A Girl in Every Port

By Ed Howard

[This is a contribution to the Early Hawks Blog-a-thon hosted at Only The Cinema. It will run from January 12 to January 23, 2009.]

Howard Hawks' 1928 silent film A Girl In Every Port is both a singularly fascinating glimpse into Hawks' early aesthetic and thematic development, and a massively entertaining action/comedy romp. It is, as befits the director who later became known for his dramas about tight-knit groups of men in high-pressure situations, essentially a buddy comedy. More than that, it is practically a love story, a romance, about the development of a masculine friendship closer than any traditional romantic relationship.
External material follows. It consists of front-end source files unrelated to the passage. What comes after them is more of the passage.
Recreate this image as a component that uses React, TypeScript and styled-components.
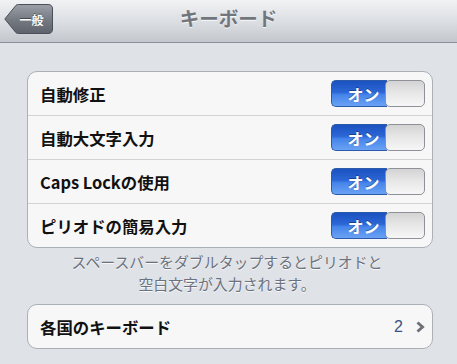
import React from "react";
import styled, { createGlobalStyle } from "styled-components";

const Global = createGlobalStyle`
  html, body { margin: 0; padding: 0; background: #dfe2e7; }
  body { font-family: "Noto Sans CJK JP", "Noto Sans", sans-serif; -webkit-font-smoothing: antialiased; }
`;

const Page = styled.div`
  width: 457px;
  height: 364px;
  background: #dfe2e7;
  overflow: hidden;
`;

const NavBar = styled.div`
  height: 42px;
  border-bottom: 1px solid #8c9199;
  background: linear-gradient(#f1f2f4, #dcdfe3 50%, #c3c7cd);
  display: grid;
  grid-template-columns: 1fr auto 1fr;
  align-items: center;
  padding: 0 4px;
  box-sizing: content-box;
`;

const BackButton = styled.div`
  position: relative;
  width: 49px;
  height: 30px;
  margin-top: -4px;
  display: flex;
  align-items: center;
  justify-content: center;
  padding-left: 6px;
  box-sizing: border-box;
`;

const BackShape = styled.svg`
  position: absolute;
  left: 0;
  top: 0;
`;

const BackLabel = styled.span`
  position: relative;
  color: #fff;
  font-size: 12px;
  font-weight: 700;
  text-shadow: 0 -1px 0 rgba(0, 0, 0, 0.45);
`;

const Title = styled.div`
  font-size: 19.5px;
  font-weight: 700;
  color: #71767d;
  text-shadow: 0 1px 0 rgba(255, 255, 255, 0.8);
  margin-top: -7px;
`;

const Content = styled.div`
  padding: 28px 24px 0 27px;
`;

const Group = styled.div`
  border: 1px solid #aab0b8;
  border-radius: 10px;
  background: #f7f7f7;
  overflow: hidden;
`;

const Row = styled.div`
  height: 43px;
  display: flex;
  align-items: center;
  justify-content: space-between;
  padding: 0 7px 0 12px;
  & + & {
    border-top: 1px solid #d2d3d5;
  }
`;

const Label = styled.span`
  font-size: 16.4px;
  font-weight: 700;
  color: #111;
`;

const Toggle = styled.div`
  width: 94px;
  height: 27px;
  display: flex;
`;

const ToggleOn = styled.div`
  width: 56px;
  height: 100%;
  display: flex;
  align-items: center;
  justify-content: center;
  padding-left: 8px;
  box-sizing: border-box;
  border: 1px solid #2c59a9;
  border-right: none;
  border-radius: 5px 0 0 5px;
  background: linear-gradient(#1b52c0, #2c66d6 45%, #4584ea 55%, #6aa2f3);
  color: #fff;
  font-size: 16px;
  font-weight: 700;
  text-shadow: 0 -1px 0 rgba(0, 0, 0, 0.35);
`;

const ToggleKnob = styled.div`
  flex: 1;
  height: 100%;
  margin-left: -2px;
  background: linear-gradient(#d3d3d3, #e6e6e6 45%, #f6f6f6);
  border: 1px solid #8e9298;
  border-radius: 5px;
  box-sizing: border-box;
`;

const Footer = styled.div`
  margin: 3px 0 10px;
  padding-right: 6px;
  text-align: center;
  color: #6b717d;
  text-shadow: 0 1px 0 rgba(255, 255, 255, 0.8);
`;

const FooterLine = styled.div`
  font-size: 14.9px;
  line-height: 21.5px;
`;

const Detail = styled.div`
  display: flex;
  align-items: center;
  gap: 13px;
`;

const Value = styled.span`
  font-size: 16px;
  color: #385487;
  font-family: "Liberation Sans", Arial, sans-serif;
`;

const Switch: React.FC = () => (
  <Toggle>
    <ToggleOn>オン</ToggleOn>
    <ToggleKnob />
  </Toggle>
);

const rows = ["自動修正", "自動大文字入力", "Caps Lockの使用", "ピリオドの簡易入力"];

export default function App() {
  return (
    <Page>
      <Global />
      <NavBar>
        <BackButton>
          <BackShape width="49" height="30" viewBox="0 0 49 30">
            <defs>
              <linearGradient id="bg" x1="0" y1="0" x2="0" y2="1">
                <stop offset="0" stopColor="#9ca1a8" />
                <stop offset="0.5" stopColor="#777c84" />
                <stop offset="1" stopColor="#5e636b" />
              </linearGradient>
            </defs>
            <path
              d="M0.8 15 L12 1.3 Q13 0.5 14.5 0.5 L44 0.5 Q48.5 0.5 48.5 5 L48.5 25 Q48.5 29.5 44 29.5 L14.5 29.5 Q13 29.5 12 28.7 Z"
              fill="url(#bg)"
              stroke="#4b5058"
              strokeWidth="1"
            />
          </BackShape>
          <BackLabel>一般</BackLabel>
        </BackButton>
        <Title>キーボード</Title>
        <div />
      </NavBar>
      <Content>
        <Group>
          {rows.map((r) => (
            <Row key={r}>
              <Label>{r}</Label>
              <Switch />
            </Row>
          ))}
        </Group>
        <Footer>
          <FooterLine>スペースバーをダブルタップするとピリオドと</FooterLine>
          <FooterLine>空白文字が入力されます。</FooterLine>
        </Footer>
        <Group>
          <Row>
            <Label>各国のキーボード</Label>
            <Detail>
              <Value>2</Value>
              <svg width="9" height="12" viewBox="0 0 9 12">
                <path d="M1.5 1.5 L6.5 6 L1.5 10.5" fill="none" stroke="#6f7379" strokeWidth="3" strokeLinejoin="miter" />
              </svg>
            </Detail>
          </Row>
        </Group>
      </Content>
    </Page>
  );
}
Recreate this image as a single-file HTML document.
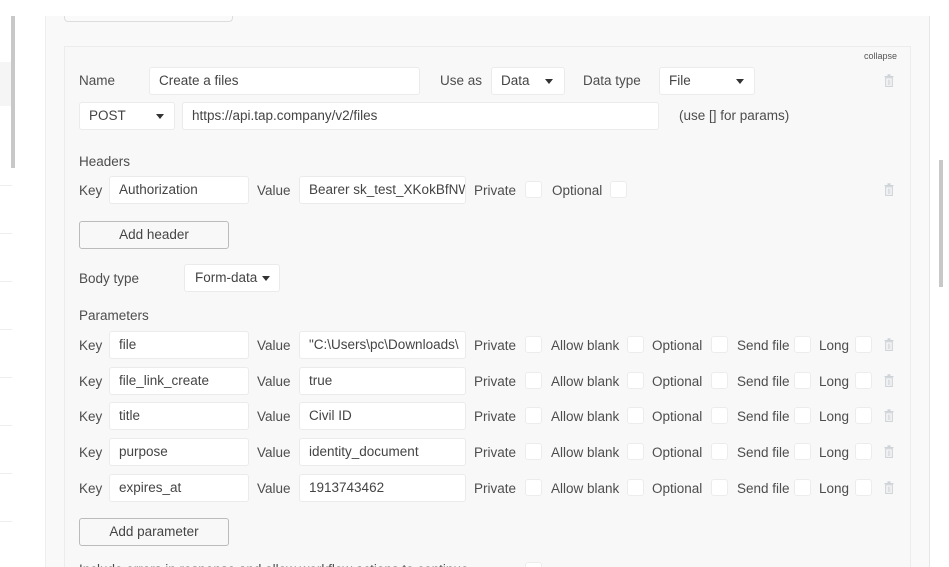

It's the story of the sailor Spike (Victor McLaglen), who in his travels around the world is plagued by a mysterious other sailor who keeps leaving his mark (an anchor within a heart) on the girls who Spike tries to romance when he goes ashore. When he finally runs into this other sailor, Bill (Robert Armstrong), the two predictably brawl and butt heads, but they soon find camaraderie in their shared distaste for the police, who arrive to break up the fight. After a night spent drunkenly wandering the town—Hawks economically suggests a lot with a great shot of the pair's wobbly legs walking down the street together—they become inseparable friends, enlisting on the same ship and always carousing as a pair from then on.